Fosse per me, passerei le giornate in aeroporto. Passerei le giornate in aeroporto a guardare l’andirivieni al terminal degli arrivi, come i proverbiali vecchietti che stanno ore ad osservare i cantieri. Perché per una come me, che quando torna da un viaggio al massimo esce dalle porte scorrevoli e cerca un taxi o le chiavi della macchina, questa scena di chi arriva e chi aspetta diventa uno spettacolo, uno di quei film che ti tengono incollati e che rivedresti una, dieci, cento, mille volte senza stancarti.

Ieri c’era questa coppia con un bimbetto di circa sei anni e i nonni ad aspettarlo. “Achille è rimasto a Parigi”, diceva la mamma mentre Achille si nascondeva dietro le sue gambe.

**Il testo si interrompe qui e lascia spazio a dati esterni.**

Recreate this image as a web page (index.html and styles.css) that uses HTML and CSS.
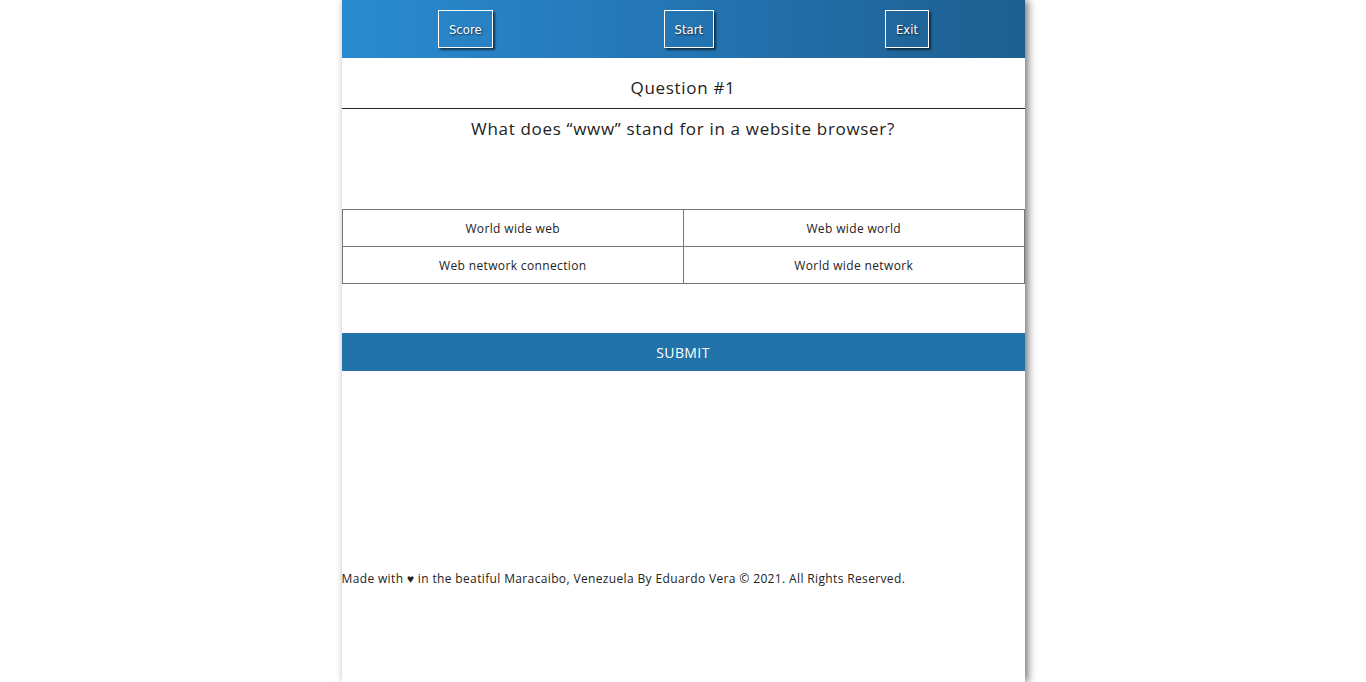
FILE: index.html
```html
<!DOCTYPE html>
<html lang="en">
<head>
<meta charset="utf-8">
<title>Quiz</title>
<link rel="stylesheet" href="styles.css">
</head>
<body>
<div class="app">
  <header class="topbar">
    <button class="nav-btn">Score</button>
    <button class="nav-btn">Start</button>
    <button class="nav-btn">Exit</button>
  </header>
  <h1 class="q-title">Question #1</h1>
  <div class="q-text">What does “www” stand for in a website browser?</div>
  <div class="options">
    <div class="option">World wide web</div>
    <div class="option">Web wide world</div>
    <div class="option">Web network connection</div>
    <div class="option">World wide network</div>
  </div>
  <div class="submit">SUBMIT</div>
  <footer class="footer">Made with ♥ in the beatiful Maracaibo, Venezuela By Eduardo Vera © 2021. All Rights Reserved.</footer>
</div>
</body>
</html>
```
FILE: styles.css
```css
html, body {
  margin: 0;
  padding: 0;
  background: #fff;
}
body {
  font-family: "Open Sans", "Liberation Sans", sans-serif;
  color: #222;
}
.app {
  width: 683px;
  margin: 0 auto;
  min-height: 100vh;
  background: #fff;
  box-shadow: 3px 0 8px rgba(0,0,0,0.55);
}
.topbar {
  height: 58px;
  box-sizing: border-box;
  padding: 0 10px 0 11px;
  display: flex;
  align-items: center;
  justify-content: space-around;
  background: linear-gradient(to right, #2a8bd0, #2370ad 60%, #1d5f8f);
}
.nav-btn {
  height: 38px;
  padding: 0 10px;
  border: 1px solid #fff;
  background: transparent;
  color: #fff;
  font-family: "DejaVu Sans Condensed", "Open Sans", sans-serif;
  font-size: 13px;
  text-shadow: 1px 1px 2px rgba(0,0,0,0.7);
  box-shadow: 2px 2px 2px rgba(0,0,0,0.6);
}
.q-title {
  margin: 0;
  height: 51px;
  box-sizing: border-box;
  padding-top: 17px;
  border-bottom: 1px solid #222;
  text-align: center;
  font-size: 17px;
  font-weight: 400;
  letter-spacing: 0.04em;
  line-height: 26px;
}
.q-text {
  height: 100px;
  box-sizing: border-box;
  padding-top: 8px;
  text-align: center;
  font-size: 17px;
  font-weight: 400;
  letter-spacing: 0.04em;
  line-height: 24px;
}
.options {
  display: grid;
  grid-template-columns: 1fr 1fr;
}
.option {
  height: 38px;
  box-sizing: border-box;
  border: 1px solid #777;
  margin: 0 0 -1px 0;
  display: flex;
  align-items: center;
  justify-content: center;
  font-size: 12px;
  font-weight: 400;
  letter-spacing: 0.03em;
}
.option:nth-child(odd) { margin-right: -1px; }
.submit {
  margin-top: 50px;
  height: 38px;
  background: #2373ab;
  color: #fff;
  display: flex;
  align-items: center;
  justify-content: center;
  font-size: 14px;
  font-weight: 400;
  letter-spacing: 0.03em;
}
.footer {
  margin-top: 199px;
  font-size: 12px;
  font-weight: 400;
  letter-spacing: 0.03em;
  line-height: 18px;
}
```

Finché la nonna non ha “scoperto” Achille che le è saltato al collo e l’ha riempita di baci. E io ho immaginato che Achille e i suoi genitori, sicilianissimi, vivano da qualche parte e che avessero fatto un salto a Disneyland prima di passare le ferie con i nonni, in qualche paesino sulle Madonie.

C’erano due amiche, sulla cinquantina, si sono ritrovate nella grande sala, ognuna con il suo trolley. Le ho viste, mentre programmavano questa vacanza per la quale hanno deciso di darsi appuntamento in Sicilia, e poi prendere un aliscafo per le Egadi.

C’era un uomo anziano e una donna molto giovane, molto bella, molto straniera. Lui le chiedeva “Quieres comer? Quieres beber?”. Li ho guardati mentre si allontanavano verso l’uscita, con un pizzico di malinconia per questa donna che magari era venuta per cercare una nuova vita e per quest’uomo che cercava un nuovo amore.

Guardavo i turisti con i loro zaini, i bambini che spingevano trolley più alti di loro, i fratelli, le fidanzate, gli autisti in attesa. Perché dovrebbe esserci sempre qualcuno ad aspettarci da qualche parte.